It took me 7 minutes to solve this (I feel kind of dumb). We are looking at the problem in a scalar sense (since we are looking at speed) so this means you need to factor in both vertical velocity and horizontal velocity. The equation to use is one of the big five: v^2 (final velocity) = v^2 (initial velocity) + 2ad.

So plug in: 3m/s (dogs vertical speed) into v^2 (initial velocity); 10m/s^2 (gravity) into a; and 4m (distance of lower cliff from upper cliff) into d.

This will turn up:
v^2 (final) = (3)^2 +2(10)(4)
v^2 (final) = 9+80
v^2 (final) = 89
v (final) = 9.43

This is the answer.

Well I feel silly because I knew to use that equation but read the question as the ledge was at 4 m meaning there was a 6 m drop. Couldn't figure out what I was doing wrong. This means I need to go to bed.

 

[IslandStyle808]

Sorry I made a mistake and said vertical speed instead of horizontal speed for the dog (just corrected it).
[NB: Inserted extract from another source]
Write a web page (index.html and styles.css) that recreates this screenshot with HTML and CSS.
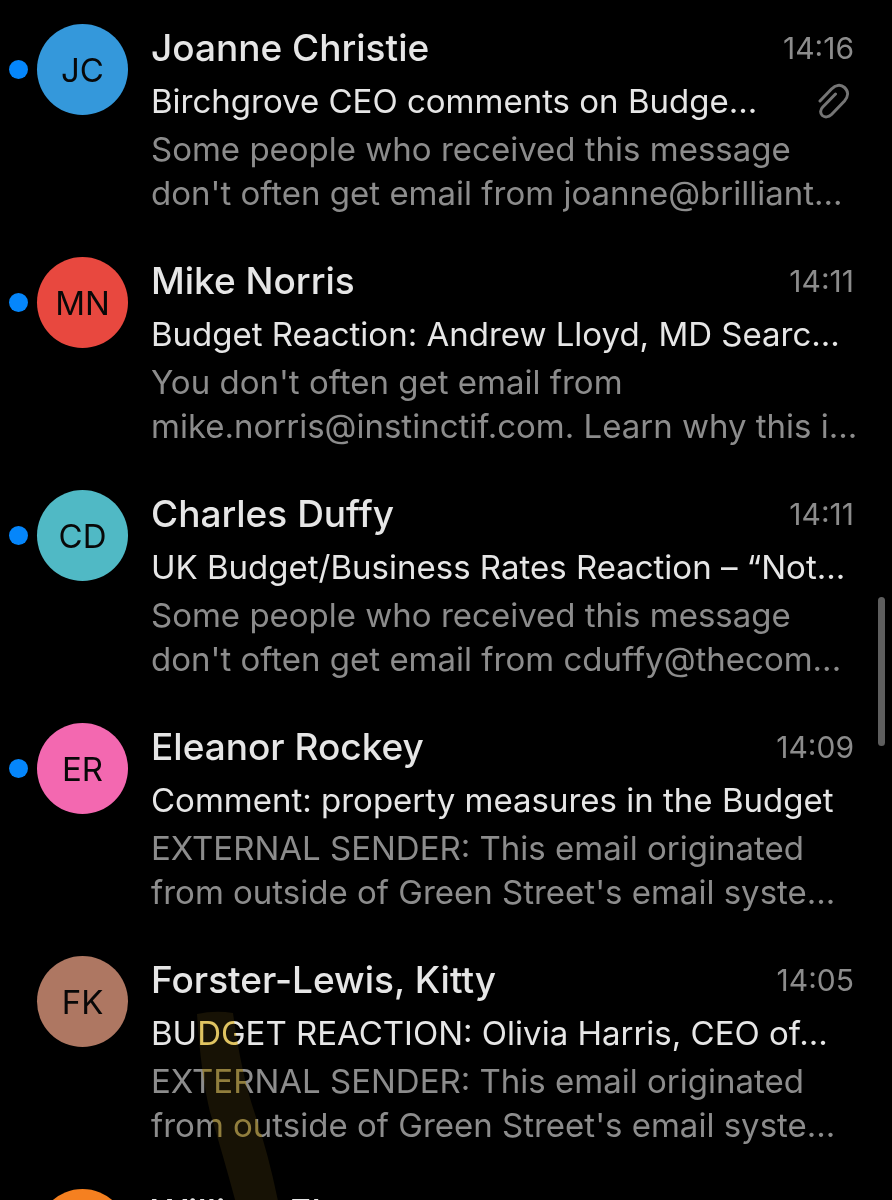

I guess the reason why I did not use total energy = KE + PE is because this only answer the vertical component of the question. I know both are scalar, but I don't think you can factor the horizontal component into that equation (there is no potential energy in the horizontal velocity of the dog only kinetic). This is why I used that equation I mentioned in my previous post.

I guess a second opinion on the question would be helpful.

 

[IslandStyle808]

Well I feel silly because I knew to use that equation but read the question as the ledge was at 4 m meaning there was a 6 m drop. Couldn't figure out what I was doing wrong. This means I need to go to bed.

LOL... I made the same mistake and then I re-read the question twice before realizing this. Looks like I need to brush up on translational motion questions.

 

[IslandStyle808]

What about using energy ?

Oh s***, I just figured out the real answer to your question on energy. You are right the energy equation applies here. However, it needs to be set up like this:

KE (initial) + PE (initial) = KE (final) + PE (final)

PE (final) = 0 since all the potential energy at the end of flight is converted to kinetic energy

KE (final) = KE (initial) + PE (initial)
[I know the set up is a little weird but it makes sense since the KE (initial) is for the horizontal component and PE (initial) is for the vertical]

v^2(final) = 2 [ 1/2 mv^2(initial) + mgh]/ m

The "m's" cancel

v^2 (final) = 2 [1/2 v^2 (initial) + gh]

now plug in the values

v^2 (final) = 2[ 1/2(3)^2 + (10)(4)]

v^2 (final) = 2[1/2( 9) + 40]

v^2 (final) = 9 + 80

v^2 (final) = 89

v (final) = 9.43

This is the best way to think of the question. Sorry about the previous post.